I am just looking to know which is + and which is - for each side.


----------



## edouble101 (Dec 9, 2010)

This may help


----------



## edouble101 (Dec 9, 2010)




----------



## miniSQ (Aug 4, 2009)

thanks, but those are not for the 13 elantra GT.


----------



## Sine Swept (Sep 3, 2010)

If you hold the speaker cone towards you with the speaker terminals facing towards the ground the left terminal should be + (for the majority of NA cars)


----------



## miniSQ (Aug 4, 2009)

Sine Swept said:


> If you hold the speaker cone towards you with the speaker terminals facing towards the ground the left terminal should be + (for the majority of NA cars)


oem speakers are long gone...so maybe i need to re-explain my needs.


coming into the molex plug down in the kick panels would be the left and right speaker wires. i need to know which one of the red and blue ( as well as the passenger side green and orange ) is + and -.

Its more of and OCD thing....i just want to be sure i do not reverse the polarity.


----------



## miniSQ (Aug 4, 2009)

edouble101 said:


> This may help


actually this may help upon further inspection.

assuming blue is - and orange is actually red...and is positive, that would make sense and confirm that originally the shop wired my both sets of speakers backwards.

And i guess the more technical question is...can i use a multimeter to check this?


----------



## thewatusi (Feb 1, 2011)

Since up for a free account at hmaservice.com

Free technical manuals for all Hyundai cars


----------



## miniSQ (Aug 4, 2009)

thewatusi said:


> Since up for a free account at hmaservice.com
> 
> Free technical manuals for all Hyundai cars


i have tried that for a year....it does not work on a mac...and thanks for reminding me how pissed off i am at that.

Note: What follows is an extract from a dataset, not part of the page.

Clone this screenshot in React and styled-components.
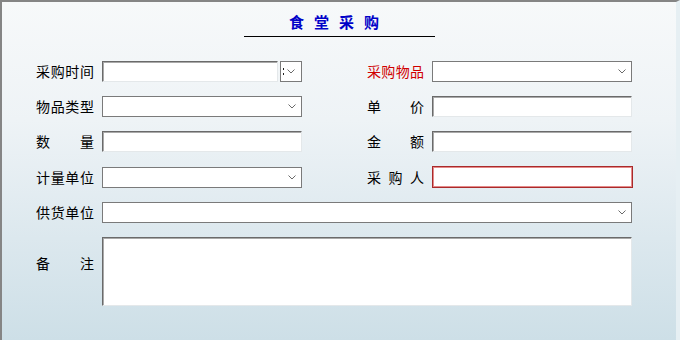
import React from "react";
import styled, { createGlobalStyle } from "styled-components";

const GlobalStyle = createGlobalStyle`
  html, body { margin: 0; padding: 0; }
  body {
    width: 680px;
    height: 340px;
    overflow: hidden;
    font-family: "Noto Sans CJK SC", "Noto Sans", sans-serif;
  }
`;

const Window = styled.div`
  box-sizing: border-box;
  width: 680px;
  height: 340px;
  border-top: 2px solid #858585;
  border-left: 2px solid #858585;
  border-right: 4px solid #e6eff3;
  background: linear-gradient(180deg, #f7f9fa 0%, #eef3f6 35%, #dce8ee 70%, #cddfe7 100%);
  display: flex;
  flex-direction: column;
`;

const Title = styled.div`
  align-self: center;
  width: 191px;
  box-sizing: border-box;
  padding-top: 8px;
  padding-bottom: 2px;
  border-bottom: 1px solid #000;
  text-align: center;
  font-size: 15px;
  line-height: 24px;
  font-weight: bold;
  letter-spacing: 10px;
  color: #0000c8;
`;

const Form = styled.div`
  display: flex;
  flex-direction: column;
  gap: 14px;
  margin-top: 24px;
  padding-left: 34px;
`;

const Row = styled.div`
  display: flex;
  align-items: ${(p) => (p.$top ? "flex-start" : "center")};
  gap: 65px;
`;

const Pair = styled.div`
  display: flex;
  align-items: ${(p) => (p.$top ? "flex-start" : "center")};
  gap: 8px;
`;

const Label = styled.div`
  width: ${(p) => p.$w || 58}px;
  display: flex;
  justify-content: space-between;
  font-size: 14px;
  line-height: 21px;
  color: ${(p) => (p.$red ? "#d00000" : "#000")};
  margin-top: ${(p) => p.$mt || 0}px;
  white-space: nowrap;
`;

const TextBox = styled.div`
  box-sizing: border-box;
  width: ${(p) => p.$w || 200}px;
  height: ${(p) => p.$h || 21}px;
  background: #fff;
  border-top: 1px solid #6a6a6a;
  border-left: 1px solid #6a6a6a;
  border-right: 1px solid #e4e8ea;
  border-bottom: 1px solid #e4e8ea;
  box-shadow: inset 1px 1px 0 #a9a9a9;
`;

const RedBox = styled.div`
  box-sizing: border-box;
  width: 201px;
  height: 22px;
  background: #fff;
  border: 1px solid #a92a2a;
  box-shadow: inset 0 0 0 1px #e58a8a;
`;

const SelectBox = styled.div`
  box-sizing: border-box;
  width: ${(p) => p.$w || 200}px;
  height: 21px;
  background: #fff;
  border: 1px solid #7a7a7a;
  display: flex;
  align-items: center;
  justify-content: flex-end;
  padding-right: 5px;
`;

const DateWrap = styled.div`
  display: flex;
  gap: 2px;
  width: 200px;
`;

const DateButton = styled.div`
  box-sizing: border-box;
  width: 22px;
  height: 21px;
  background: #fff;
  border: 1px solid #7a7a7a;
  display: flex;
  align-items: center;
  padding-left: 2px;
  gap: 3px;
`;

const Colon = styled.span`
  display: flex;
  flex-direction: column;
  gap: 3px;
  & > i {
    display: block;
    width: 1px;
    height: 2px;
    background: #222;
  }
`;

const Chevron = () => (
  <svg width="8" height="5" viewBox="0 0 8 5">
    <polyline points="0.5,0.5 4,4 7.5,0.5" fill="none" stroke="#6a6a6a" strokeWidth="1" />
  </svg>
);

const Lbl = ({ text, ...rest }) => (
  <Label {...rest}>
    {text.split("").map((c, i) => (
      <span key={i}>{c}</span>
    ))}
  </Label>
);

const Select = ({ w }) => (
  <SelectBox $w={w}>
    <Chevron />
  </SelectBox>
);

export default function App() {
  return (
    <>
      <GlobalStyle />
      <Window>
        <Title>食堂采购</Title>
        <Form>
          <Row>
            <Pair>
              <Lbl text="采购时间" />
              <DateWrap>
                <TextBox $w={176} />
                <DateButton>
                  <Colon>
                    <i />
                    <i />
                  </Colon>
                  <Chevron />
                </DateButton>
              </DateWrap>
            </Pair>
            <Pair>
              <Lbl text="采购物品" $w={57} $red />
              <Select />
            </Pair>
          </Row>
          <Row>
            <Pair>
              <Lbl text="物品类型" />
              <Select />
            </Pair>
            <Pair>
              <Lbl text="单价" $w={57} />
              <TextBox />
            </Pair>
          </Row>
          <Row>
            <Pair>
              <Lbl text="数量" />
              <TextBox />
            </Pair>
            <Pair>
              <Lbl text="金额" $w={57} />
              <TextBox />
            </Pair>
          </Row>
          <Row>
            <Pair>
              <Lbl text="计量单位" />
              <Select />
            </Pair>
            <Pair>
              <Lbl text="采购人" $w={57} />
              <RedBox />
            </Pair>
          </Row>
          <Row>
            <Pair>
              <Lbl text="供货单位" />
              <Select w={530} />
            </Pair>
          </Row>
          <Row $top>
            <Pair $top>
              <Lbl text="备注" $mt={16} />
              <TextBox $w={530} $h={69} />
            </Pair>
          </Row>
        </Form>
      </Window>
    </>
  );
}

although i think club elantra posted a user name and password...let me see if i can find that.


----------



## miniSQ (Aug 4, 2009)

i think i found it....its on the club elantra site.


----------



## kbuggins (May 31, 2013)

You got a build log goin? I have a 13 but its not a gt. But I'd still be interested in seein what you get into!


----------



## miniSQ (Aug 4, 2009)

kbuggins said:


> You got a build log goin? I have a 13 but its not a gt. But I'd still be interested in seein what you get into!


no build log...i put some comps in the front doors, morel mids with some HAT imagine tweets i had. I bought a set of dynaudio passive crossovers to complete the franken-comps. They sound great.

I have 4 8's in a box in the hatch area firing up, powered by a rockford mono amp. 

I was powering the comps off the HU, but this weekend added a hifonics Odin amp to do that. 

I will tie the whole thing together when i get my Audiocontrol EQX this week.


----------



## kbuggins (May 31, 2013)

Sounds sweet. I like the DIY style!


----------